As a general statistical principle, it’s perfectly fine to perform post-hoc tests regardless of whether the interaction effect is significant or not. The only time that it makes no sense to perform a post hoc test is when no terms in your model are statistically significant. Although, even in that case, post hoc tests can sometimes detect statistical significance–but that’s another story. But, in a nutshell, you can perform post hoc tests whether or not your interaction term is significant.

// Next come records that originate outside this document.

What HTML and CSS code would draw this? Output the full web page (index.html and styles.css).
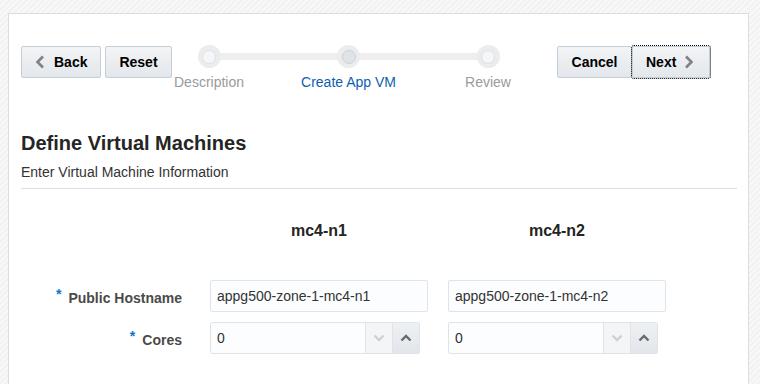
FILE: index.html
```html
<!DOCTYPE html>
<html lang="en">
<head>
    <meta charset="UTF-8">
    <meta name="viewport" content="width=device-width, initial-scale=1.0">
    <title>Create App VM</title>
    <link rel="stylesheet" href="styles.css">
</head>
<body>
    <div class="panel">
        <div class="toolbar">
            <div class="btn-group">
                <button class="btn btn-back">
                    <svg class="chev" width="10" height="14" viewBox="0 0 10 14"><polyline points="8,1.5 2.5,7 8,12.5" /></svg>
                    Back
                </button>
                <button class="btn btn-reset">Reset</button>
            </div>

            <div class="train">
                <div class="stop">
                    <div class="dot"><span></span></div>
                    <div class="stop-label">Description</div>
                </div>
                <div class="stop current">
                    <div class="dot"><span></span></div>
                    <div class="stop-label">Create App VM</div>
                </div>
                <div class="stop">
                    <div class="dot"><span></span></div>
                    <div class="stop-label">Review</div>
                </div>
            </div>

            <div class="btn-group right">
                <button class="btn btn-cancel">Cancel</button>
                <button class="btn btn-next focused">
                    Next
                    <svg class="chev" width="10" height="14" viewBox="0 0 10 14"><polyline points="2,1.5 7.5,7 2,12.5" /></svg>
                </button>
            </div>
        </div>

        <h1>Define Virtual Machines</h1>
        <p class="subtitle">Enter Virtual Machine Information</p>

        <div class="vm-form">
            <div></div>
            <div class="col-head">mc4-n1</div>
            <div class="col-head">mc4-n2</div>

            <label class="field-label"><span class="req">*</span>Public Hostname</label>
            <input class="text-field" type="text" value="appg500-zone-1-mc4-n1">
            <input class="text-field" type="text" value="appg500-zone-1-mc4-n2">

            <label class="field-label"><span class="req">*</span>Cores</label>
            <div class="spin">
                <input type="text" value="0">
                <span class="spin-btn disabled"><svg width="12" height="8" viewBox="0 0 12 8"><polyline points="1.5,1.5 6,6 10.5,1.5" /></svg></span>
                <span class="spin-btn"><svg width="12" height="8" viewBox="0 0 12 8"><polyline points="1.5,6.5 6,2 10.5,6.5" /></svg></span>
            </div>
            <div class="spin">
                <input type="text" value="0">
                <span class="spin-btn disabled"><svg width="12" height="8" viewBox="0 0 12 8"><polyline points="1.5,1.5 6,6 10.5,1.5" /></svg></span>
                <span class="spin-btn"><svg width="12" height="8" viewBox="0 0 12 8"><polyline points="1.5,6.5 6,2 10.5,6.5" /></svg></span>
            </div>
        </div>
    </div>
</body>
</html>
```

FILE: styles.css
```css
* {
    box-sizing: border-box;
}

body {
    margin: 0;
    padding: 13px 11px 0 8px;
    font-family: "Liberation Sans", Arial, sans-serif;
    font-size: 14px;
    color: #333;
    background-color: #f6f6f6;
    background-image: repeating-linear-gradient(135deg, #f8f8f8 0, #f8f8f8 2px, #f2f2f2 2px, #f2f2f2 4px);
    overflow: hidden;
}

.panel {
    background-color: #ffffff;
    border: 1px solid #d6dfe6;
    border-bottom: none;
    padding: 32px 11px 0 12px;
    min-height: 400px;
}

/* toolbar */
.toolbar {
    display: flex;
    align-items: flex-start;
}

.btn-group {
    display: flex;
    gap: 4px;
}

.btn-group.right {
    gap: 0;
    margin-left: auto;
    margin-right: 27px;
}

.btn {
    display: flex;
    align-items: center;
    justify-content: center;
    height: 32px;
    padding: 0 12px;
    font-family: inherit;
    font-size: 14px;
    font-weight: bold;
    color: #000;
    background: linear-gradient(#f2f4f6, #e3e7eb);
    border: 1px solid #c4ced7;
    border-radius: 2px;
}

.btn-back {
    width: 80px;
    padding-left: 13px;
    gap: 9px;
    justify-content: flex-start;
}

.btn-reset {
    width: 67px;
}

.btn-cancel {
    width: 75px;
}

.btn-next {
    width: 78px;
    padding-left: 13px;
    gap: 8px;
    justify-content: flex-start;
}

.btn.focused {
    outline: 1px dotted #000;
}

.chev {
    fill: none;
    stroke: #7d8287;
    stroke-width: 2.6;
}

/* train */
.train {
    position: relative;
    display: flex;
    justify-content: space-between;
    width: 355px;
    margin-top: -1px;
    margin-left: -1px;
}

.train::before {
    content: "";
    position: absolute;
    left: 38px;
    right: 38px;
    top: 8px;
    height: 7px;
    background-color: #eeeeee;
}

.stop {
    position: relative;
    width: 76px;
    display: flex;
    flex-direction: column;
    align-items: center;
}

.dot {
    width: 23px;
    height: 23px;
    border-radius: 50%;
    background-color: #ececec;
    display: flex;
    align-items: center;
    justify-content: center;
}

.dot span {
    width: 14px;
    height: 14px;
    border-radius: 50%;
    background-color: #f4f6f8;
    border: 1px solid #dce2e8;
}

.stop.current .dot span {
    background-color: #dfe4e9;
    border-color: #c9d1d9;
}

.stop-label {
    margin-top: 6px;
    line-height: 16px;
    white-space: nowrap;
    color: #9b9b9b;
}

.stop.current .stop-label {
    color: #0d5fac;
}

/* heading */
h1 {
    margin: 41px 0 0 0;
    font-size: 20px;
    line-height: 24px;
    color: #252525;
}

.subtitle {
    margin: 8px 0 0 0;
    line-height: 18px;
    padding-bottom: 7px;
    border-bottom: 1px solid #d6dfe6;
}

/* form */
.vm-form {
    display: grid;
    grid-template-columns: 169px 218px 218px;
    column-gap: 20px;
    row-gap: 10px;
    align-items: center;
    margin-top: 32px;
}

.col-head {
    text-align: center;
    font-size: 16px;
    font-weight: bold;
    line-height: 20px;
    color: #252525;
    margin-bottom: 29px;
}

.field-label {
    text-align: right;
    padding-right: 8px;
    font-weight: bold;
    color: #4a4a4a;
}

.req {
    color: #0e72d1;
    margin-right: 7px;
    vertical-align: 4px;
}

.text-field,
.spin input {
    height: 32px;
    padding: 0 6px;
    font-family: inherit;
    font-size: 14px;
    color: #333;
    background-color: #fcfdfe;
    border: 1px solid #dfe4ea;
    border-radius: 2px;
}

.spin {
    display: flex;
    width: 210px;
    height: 32px;
    border: 1px solid #dfe4ea;
    border-radius: 2px;
}

.spin input {
    flex: 1;
    min-width: 0;
    height: 30px;
    border: none;
}

.spin-btn {
    width: 27px;
    display: flex;
    align-items: center;
    justify-content: center;
    border-left: 1px solid #dfe4ea;
    background: linear-gradient(#eef1f3, #e2e6ea);
}

.spin-btn svg {
    fill: none;
    stroke: #666b70;
    stroke-width: 2.4;
}

.spin-btn.disabled {
    background: #f3f5f7;
}

.spin-btn.disabled svg {
    stroke: #ccd1d6;
}
```
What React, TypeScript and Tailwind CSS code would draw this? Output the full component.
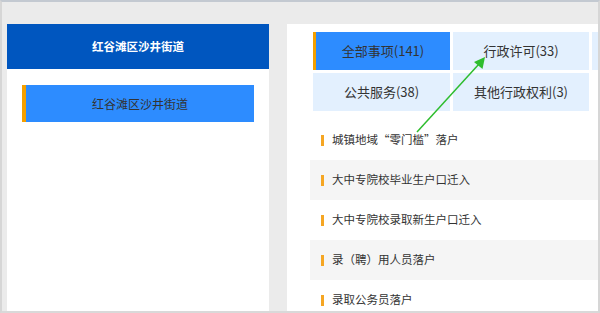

However, I suspect that the real question is whether it makes sense the pre-test post-test nature of your study. You have measurements before and after the intervention. If the intervention is effective, you’d expect the differences to show up after the intervention but not before. Consequently, that is an interaction effect because it depends on the time of measurement. Read my blog post about interaction effects to see how these are “it depends” effects. So, if your interaction effect is not significant, it might not make sense to analyze your data further.

If the main effect for the treatment group variable is significant but not the interaction effect, it’s a bit difficult because it says that the treatment groups cause a difference between group means even in the pre-test measurement! That might represent only the differences between the subjects within those groups–it’s hard to say. You really want that interaction term to be significant!

If only the time effect is significant and nothing else, it’s probably not worth further investigation.

One thing I can say definitively is that the person who said that you can only perform a post-hoc analysis when the interaction is not significant is wrong! As a general principle, it’s OK to perform post-hoc analyses when an interaction term is significant. For your study, you particularly want a significant interaction term!